Pennsylvania has officially outlawed hair discrimination. With Gov. Josh Shapiro’s signing of the CROWN Act, the state now joins more than two dozen others that have moved to protect Black Americans from being penalized — at work, in school, or in public — for wearing their natural hair or culturally rooted styles.
For many Black families, this isn’t an abstract legal fix. It’s about ending the exhausting, often quiet calculations made before a job interview, a first day of school, or a shift at work. As one Philly salon owner put it during the ceremony, people have been forced to “cut their locs down” or “remove their braids” simply to avoid punishment.
The law amends the Pennsylvania Human Relations Act to ensure that “race” includes natural hair texture, protective styles, and other traits historically connected to racial identity. It arrives after more than 900 hair-related discrimination complaints were filed in just one year, according to state data.

To cut through the legal language, here’s what the CROWN Act means for ordinary Black Pennsylvanians — in real, day-to-day terms.
What the CROWN Act Means in Real Life: A Simple List
1. You can show up to work as yourself — without fear.
Employers can no longer reject, reprimand, or fire people for wearing braids, locs, twists, coils, afros, or other natural styles. Your hair can’t be used as a back-door way to question your “professionalism.”
2. Job interviews won’t require a “hair strategy.”
No more taking braids out before interviews or trimming locs just to seem “more acceptable.” Your qualifications matter — not how closely you conform to Eurocentric hair standards.
3. Black children are less likely to be suspended for their hair.
School policies often hit Black students hardest. With the CROWN Act, suspensions, dress-code violations, and disciplinary actions tied to natural or protective styles are now banned.
4. You can pursue promotions without policing your identity.
Many Black professionals have reported being passed over for leadership roles because of hair bias. The law removes a barrier that has quietly shaped who gets access to the C-suite or the boardroom.
5. Chemical relaxers are no longer an unspoken “requirement.”
For years, many Black women felt pressured to chemically straighten their hair — despite well-documented health risks.

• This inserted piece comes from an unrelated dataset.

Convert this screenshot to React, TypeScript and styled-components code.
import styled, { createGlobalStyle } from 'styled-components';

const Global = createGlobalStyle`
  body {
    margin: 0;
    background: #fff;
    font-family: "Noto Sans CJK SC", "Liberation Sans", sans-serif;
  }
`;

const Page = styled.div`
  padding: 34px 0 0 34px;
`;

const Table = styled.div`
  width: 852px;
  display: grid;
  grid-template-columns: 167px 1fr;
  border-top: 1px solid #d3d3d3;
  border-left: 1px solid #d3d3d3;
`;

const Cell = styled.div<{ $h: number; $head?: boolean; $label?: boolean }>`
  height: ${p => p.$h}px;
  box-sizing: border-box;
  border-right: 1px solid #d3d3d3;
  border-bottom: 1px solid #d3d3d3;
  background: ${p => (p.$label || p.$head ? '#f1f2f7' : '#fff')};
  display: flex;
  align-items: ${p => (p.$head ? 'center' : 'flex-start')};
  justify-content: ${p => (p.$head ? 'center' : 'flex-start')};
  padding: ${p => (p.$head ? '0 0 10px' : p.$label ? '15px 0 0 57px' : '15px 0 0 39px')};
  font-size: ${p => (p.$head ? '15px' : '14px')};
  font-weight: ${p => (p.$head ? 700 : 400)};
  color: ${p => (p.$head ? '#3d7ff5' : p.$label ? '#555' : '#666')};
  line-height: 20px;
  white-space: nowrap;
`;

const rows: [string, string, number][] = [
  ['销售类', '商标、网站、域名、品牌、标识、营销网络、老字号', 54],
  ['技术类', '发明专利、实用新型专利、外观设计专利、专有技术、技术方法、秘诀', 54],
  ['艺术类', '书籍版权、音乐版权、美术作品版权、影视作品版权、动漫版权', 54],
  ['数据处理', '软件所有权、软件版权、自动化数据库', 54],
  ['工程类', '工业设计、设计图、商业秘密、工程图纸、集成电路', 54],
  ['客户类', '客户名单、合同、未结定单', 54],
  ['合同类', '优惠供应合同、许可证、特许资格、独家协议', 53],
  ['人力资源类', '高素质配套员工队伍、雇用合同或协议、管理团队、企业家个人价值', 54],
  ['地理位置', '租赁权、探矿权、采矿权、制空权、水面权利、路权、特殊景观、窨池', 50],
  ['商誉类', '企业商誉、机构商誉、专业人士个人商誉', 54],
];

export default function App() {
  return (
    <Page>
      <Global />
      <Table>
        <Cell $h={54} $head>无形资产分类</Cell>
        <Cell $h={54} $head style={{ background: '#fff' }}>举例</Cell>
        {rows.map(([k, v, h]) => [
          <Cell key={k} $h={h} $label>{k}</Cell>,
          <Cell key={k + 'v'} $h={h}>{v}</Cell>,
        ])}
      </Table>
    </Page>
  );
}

The law reinforces that no job can force you toward potentially harmful styling choices.
6. Natural hair businesses gain legitimacy and protection.
Braiders, natural hair stylists, and Black-owned salons benefit from clearer rules, fewer licensing hurdles, and a statewide acknowledgment that their work is culturally rooted and economically vital.

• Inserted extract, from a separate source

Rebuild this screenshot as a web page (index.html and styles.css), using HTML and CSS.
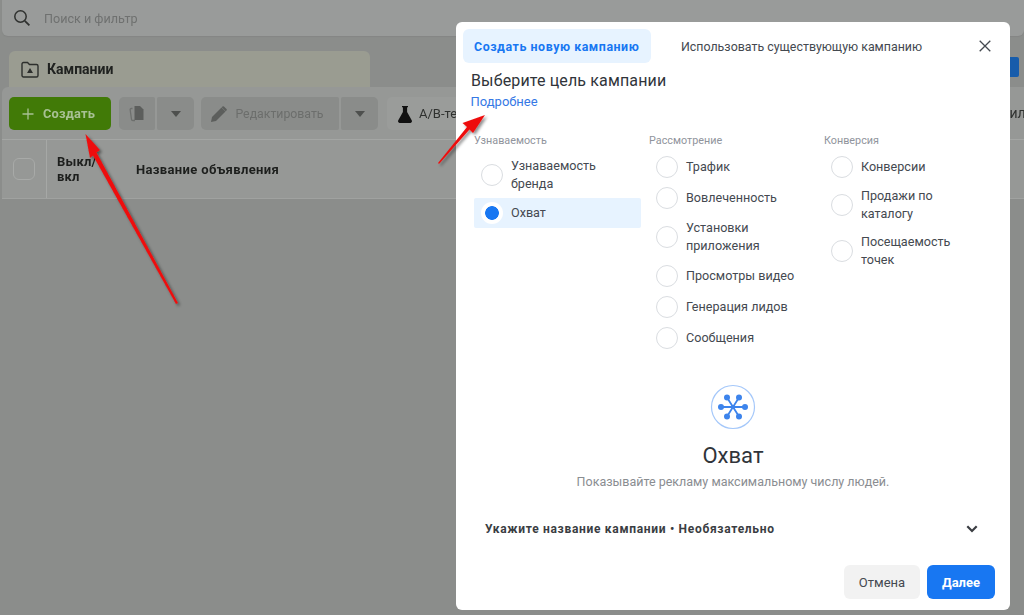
FILE: index.html
```html
<!DOCTYPE html>
<html lang="ru">
<head>
<meta charset="utf-8">
<title>Создать новую кампанию</title>
<link rel="stylesheet" href="styles.css">
</head>
<body>
<div class="page">
  <div class="search">
    <svg class="search-icon" width="18" height="18" viewBox="0 0 18 18"><circle cx="7.500" cy="7.500" r="5.700" fill="none" stroke="#2f312f" stroke-width="1.500"/><path d="M11.800 11.800 16.400 16.400" stroke="#2f312f" stroke-width="1.800" fill="none"/></svg>
    <span>Поиск и фильтр</span>
  </div>
  <div class="tabs">
    <div class="tab">
      <svg width="18" height="17" viewBox="0 0 18 17"><path d="M1 3a1.500 1.500 0 0 1 1.500-1.500h4L8.500 3.500h7A1.500 1.500 0 0 1 17 5v9.500A1.500 1.500 0 0 1 15.500 16h-13A1.500 1.500 0 0 1 1 14.500z" fill="none" stroke="#2d2f2d" stroke-width="1.400"/><path d="M9 7 12 12H6z" fill="#2d2f2d"/></svg>
      <span>Кампании</span>
    </div>
    <div class="tab-blue"></div>
  </div>
  <div class="toolbar">
    <div class="btn create"><svg width="12" height="12" viewBox="0 0 12 12"><path d="M6 .500v11M.500 6h11" stroke="#a8c194" stroke-width="1.300"/></svg><span>Создать</span></div>
    <div class="btn copy">
      <svg width="18" height="18" viewBox="0 0 18 18"><path d="M4.500 3.500H3.200C2.500 3.500 2 4 2.200 5L3.500 14.500c.1.800.6 1 1.300 1H7" fill="none" stroke="#6d6f6d" stroke-width="1.300"/><path d="M6.500 1H12l3.500 3.500V15h-9z" fill="#5c5e5c"/></svg>
    </div>
    <div class="btn caret-btn"><i class="caret"></i></div>
    <div class="btn edit">
      <svg width="16" height="16" viewBox="0 0 16 16"><path d="M0 16l1-5L10.500 1.500l4 4L5 15z" fill="#5c5e5c"/><path d="M11.500.500a1 1 0 0 1 1.400 0l2.600 2.600a1 1 0 0 1 0 1.400l-.800.800-4-4z" fill="#5c5e5c"/></svg>
      <span>Редактировать</span>
    </div>
    <div class="btn caret-btn"><i class="caret"></i></div>
    <div class="btn ab">
      <svg width="14" height="18" viewBox="0 0 14 18"><path d="M4 1h6v1.200h-.9V7l4.600 8.300A1.800 1.800 0 0 1 12.100 18H1.900A1.800 1.800 0 0 1 .3 15.300L4.900 7V2.200H4z" fill="#111"/></svg>
      <span>А/В-тест</span>
    </div>
    <span class="rules">Правил</span>
  </div>
  <div class="thead">
    <div class="th-check"><i class="check"></i></div>
    <div class="th-toggle">Выкл/<br>вкл</div>
    <div class="th-name">Название объявления</div>
  </div>
</div>

<div class="modal">
  <div class="modal-tabs">
    <div class="mtab active">Создать новую кампанию</div>
    <div class="mtab">Использовать существующую кампанию</div>
    <svg class="close" width="12" height="12" viewBox="0 0 12 12"><path d="M.7.700l10.600 10.600M11.300.700.700 11.300" stroke="#444950" stroke-width="1.300" fill="none"/></svg>
  </div>
  <h1 class="title">Выберите цель кампании</h1>
  <a class="more">Подробнее</a>
  <div class="cols">
    <div class="col">
      <div class="col-label">Узнаваемость</div>
      <div class="opt two"><i class="radio"></i><span>Узнаваемость бренда</span></div>
      <div class="opt selected"><i class="radio on"></i><span>Охват</span></div>
    </div>
    <div class="col">
      <div class="col-label">Рассмотрение</div>
      <div class="opt"><i class="radio"></i><span>Трафик</span></div>
      <div class="opt"><i class="radio"></i><span>Вовлеченность</span></div>
      <div class="opt two"><i class="radio"></i><span>Установки приложения</span></div>
      <div class="opt"><i class="radio"></i><span>Просмотры видео</span></div>
      <div class="opt"><i class="radio"></i><span>Генерация лидов</span></div>
      <div class="opt"><i class="radio"></i><span>Сообщения</span></div>
    </div>
    <div class="col">
      <div class="col-label">Конверсия</div>
      <div class="opt"><i class="radio"></i><span>Конверсии</span></div>
      <div class="opt two"><i class="radio"></i><span>Продажи по каталогу</span></div>
      <div class="opt two"><i class="radio"></i><span>Посещаемость точек</span></div>
    </div>
  </div>
  <div class="detail">
    <svg class="reach" width="46" height="46" viewBox="0 0 46 46">
      <circle cx="23" cy="23" r="21.500" fill="#fff" stroke="#a5c8fa" stroke-width="1.200"/>
      <g stroke="#3d84ec" stroke-width="1.800"><path d="M11 23h24M17 13.500l12 19M29 13.500l-12 19"/></g>
      <g fill="#3d84ec"><circle cx="11" cy="23" r="3"/><circle cx="35" cy="23" r="3"/><circle cx="17" cy="13.500" r="3"/><circle cx="29" cy="13.500" r="3"/><circle cx="17" cy="32.500" r="3"/><circle cx="29" cy="32.500" r="3"/><circle cx="23" cy="23" r="2"/></g>
    </svg>
    <div class="detail-title">Охват</div>
    <div class="detail-desc">Показывайте рекламу максимальному числу людей.</div>
  </div>
  <div class="accordion">
    <span>Укажите название кампании • Необязательно</span>
    <svg width="12" height="8" viewBox="0 0 12 8"><path d="M1.300 1.300 6 6l4.700-4.700" fill="none" stroke="#3a3d42" stroke-width="2.200"/></svg>
  </div>
  <div class="actions">
    <div class="mbtn cancel">Отмена</div>
    <div class="mbtn next">Далее</div>
  </div>
</div>

<svg class="arrows" width="1024" height="615" viewBox="0 0 1024 615">
  <defs><filter id="sh" x="-30%" y="-30%" width="160%" height="160%"><feDropShadow dx="2" dy="2" stdDeviation="1.500" flood-color="#000" flood-opacity=".45"/></filter></defs>
  <g fill="#ee1111" filter="url(#sh)">
    <polygon points="85.500,134 100,150 96.500,152.500 178,303 176,304 93,155.500 90,158"/>
    <polygon points="485,115 473,133 469.500,129.500 439,164 438,163 467,127 462.500,123"/>
  </g>
</svg>
</body>
</html>
```
FILE: styles.css
```css
* { box-sizing: border-box; }
html, body { margin: 0; height: 100%; }
body {
  position: relative;
  width: 1024px;
  height: 615px;
  overflow: hidden;
  background: #8b8d8b;
  font-family: Roboto, "Liberation Sans", sans-serif;
  font-size: 13px;
  filter: blur(.45px);
}
.page { display: flex; flex-direction: column; }
.search {
  height: 36px;
  margin-left: 2px;
  padding-left: 11px;
  display: flex;
  align-items: center;
  gap: 13px;
  background: #999b9a;
  border-radius: 0 0 6px 6px;
  color: #6f7170;
  font-size: 12.600px;
  box-shadow: 0 1px 1px #848684;
}
.search-icon { flex: none; }
.tabs { display: flex; height: 36px; margin-top: 15px; }
.tab {
  width: 361px;
  margin-left: 9px;
  padding-left: 12px;
  display: flex;
  align-items: center;
  gap: 8px;
  background: #9a9c91;
  border-radius: 6px 6px 0 0;
  font-size: 14px;
  font-weight: 700;
  color: #202220;
}
.tab-blue {
  width: 9px;
  height: 20px;
  margin: 6px 0 0 640px;
  background: #175cab;
  border-radius: 0 2px 2px 0;
}
.toolbar {
  height: 53px;
  margin-left: 2px;
  padding: 10px 0 0 7px;
  display: flex;
  align-items: flex-start;
  background: #969896;
  border-radius: 6px 0 0 0;
  border-bottom: 1px solid #a4a6a4;
  white-space: nowrap;
}
.btn {
  height: 33px;
  display: flex;
  align-items: center;
  justify-content: center;
  border-radius: 5px;
  background: #8a8c8a;
  color: #6c6e6c;
  flex: none;
}
.create {
  width: 102px;
  gap: 9px;
  padding-right: 3px;
  background: #417a07;
  color: #a8c194;
  font-weight: 700;
  font-size: 12.800px;
  letter-spacing: .2px;
}
.copy { width: 36px; margin-left: 8px; border-radius: 5px 2px 2px 5px; }
.caret-btn { width: 37px; margin-left: 2px; border-radius: 2px 5px 5px 2px; }
.caret {
  width: 0;
  height: 0;
  border-left: 5px solid transparent;
  border-right: 5px solid transparent;
  border-top: 6px solid #4e504e;
}
.edit {
  width: 138px;
  margin-left: 7px;
  gap: 8px;
  padding-right: 5px;
  font-size: 12.300px;
  border-radius: 5px 2px 2px 5px;
}
.ab {
  width: 100px;
  margin-left: 9px;
  padding-left: 11px;
  justify-content: flex-start;
  gap: 7px;
  background: #9a9c9a;
  color: #2f312f;
}
.rules { margin: 8px 0 0 489px; color: #2f312f; font-size: 14px; }
.thead {
  height: 59px;
  margin-left: 2px;
  display: flex;
  align-items: center;
  background: #969896;
  border-bottom: 1px solid #a0a2a0;
  color: #1d1f1d;
  font-weight: 700;
}
.th-check {
  width: 45px;
  height: 100%;
  padding-left: 11px;
  display: flex;
  align-items: center;
  border-right: 1px solid #a6a8a6;
}
.check {
  width: 22px;
  height: 22px;
  border: 1px solid #a8aaa8;
  border-radius: 6px;
}
.th-toggle { width: 89px; padding-left: 10px; line-height: 15px; letter-spacing: .2px; }
.th-name { letter-spacing: .35px; }

.modal {
  position: absolute;
  left: 456px;
  top: 22px;
  width: 554px;
  height: 588px;
  padding: 7px 15px 0 7px;
  display: flex;
  flex-direction: column;
  background: #fff;
  border-radius: 6px;
  color: #1c1e21;
}
.modal-tabs { display: flex; align-items: center; height: 34px; flex: none; }
.mtab { height: 34px; padding: 0 11px; display: flex; align-items: center; color: #444950; font-size: 12.400px; white-space: nowrap; }
.mtab.active {
  width: 188px;
  background: #e7f3ff;
  border-radius: 6px;
  color: #1877f2;
  font-weight: 700;
  letter-spacing: .55px;
}
.mtab + .mtab { margin-left: 19px; }
.close { margin-left: auto; margin-right: 4px; flex: none; }
.title {
  margin: 8px 0 0 8px;
  font-size: 16px;
  line-height: 20px;
  font-weight: 400;
  letter-spacing: .14px;
  color: #30343a;
}
.more { margin: 1px 0 0 7.500px; line-height: 20px; color: #3578e5; font-size: 13px; }
.cols { display: flex; margin: 22px 0 0 11px; }
.col { width: 175px; flex: none; }
.col-label { height: 17px; font-size: 10.800px; line-height: 14px; color: #90949c; }
.opt {
  width: 167px;
  min-height: 31px;
  padding-left: 7px;
  display: flex;
  align-items: center;
  gap: 8px;
  color: #444950;
  font-size: 12.600px;
  line-height: 18px;
}
.opt.two { height: 47px; }
.col:last-child .opt.two { height: 46px; }
.opt.selected { height: 30px; min-height: 30px; background: #e7f3ff; border-radius: 2px; }
.opt span { width: 125px; }
.radio {
  width: 22px;
  height: 22px;
  flex: none;
  display: block;
  background: #fff;
  border: 1px solid #dadde1;
  border-radius: 50%;
}
.radio.on {
  border: 0;
  background: radial-gradient(circle, #1877f2 0 6.500px, #fff 7.200px);
}
.detail {
  position: absolute;
  top: 362px;
  left: 0;
  right: 0;
  display: flex;
  flex-direction: column;
  align-items: center;
}
.detail-title { margin-top: 12px; font-size: 22px; line-height: 28px; color: #30343a; }
.detail-desc { margin-top: 3px; color: #8a8d91; font-size: 12.500px; line-height: 18px; }
.accordion {
  position: absolute;
  left: 29px;
  right: 32px;
  top: 498px;
  height: 18px;
  display: flex;
  align-items: center;
  justify-content: space-between;
  font-size: 12px;
  font-weight: 700;
  color: #3a3d42;
  letter-spacing: .69px;
}
.actions {
  position: absolute;
  right: 15px;
  bottom: 11px;
  display: flex;
  gap: 7px;
}
.mbtn { height: 34px; display: flex; align-items: center; justify-content: center; border-radius: 6px; }
.cancel { width: 76px; background: #f2f2f2; color: #444950; }
.next { width: 68px; background: #1877f2; color: #fff; font-weight: 700; }
.arrows { position: absolute; left: 0; top: 0; pointer-events: none; }
```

7. Religious and cultural expression is explicitly protected.
Styles tied to faith traditions — from Rastafarian locs to African protective styles — now have defined civil rights protections under state law.
8. Complaints about hair discrimination now carry legal weight.
If discrimination happens, individuals can file official complaints under the Pennsylvania Human Relations Act — meaning real investigations, real consequences, and real accountability.
9. Businesses must update grooming policies.
Companies can still enforce legitimate safety rules (such as tying hair back for machinery), but they must apply them equally to everyone. Policies can’t target styles predominantly worn by Black workers.
10. The law supports broader economic opportunity.
Shapiro’s administration is tying the CROWN Act to a larger effort to expand access for historically disadvantaged businesses — including Black-owned salons, beauty suppliers, and cosmetology services.
Why this moment matters
Behind every policy victory is a human story — the child suspended from school because of her twists, the man asked to “cut his hair to look cleaner,” the professional told his locs seemed “too urban” for client meetings. Pennsylvania’s new law doesn’t erase those experiences, but it sends a clear signal: dignity isn’t negotiable.
As advocate Dr. Adjoa B. Asamoah said, the cost of conformity has been “simply too expensive.” The CROWN Act aims to ensure no one in the state has to pay it again.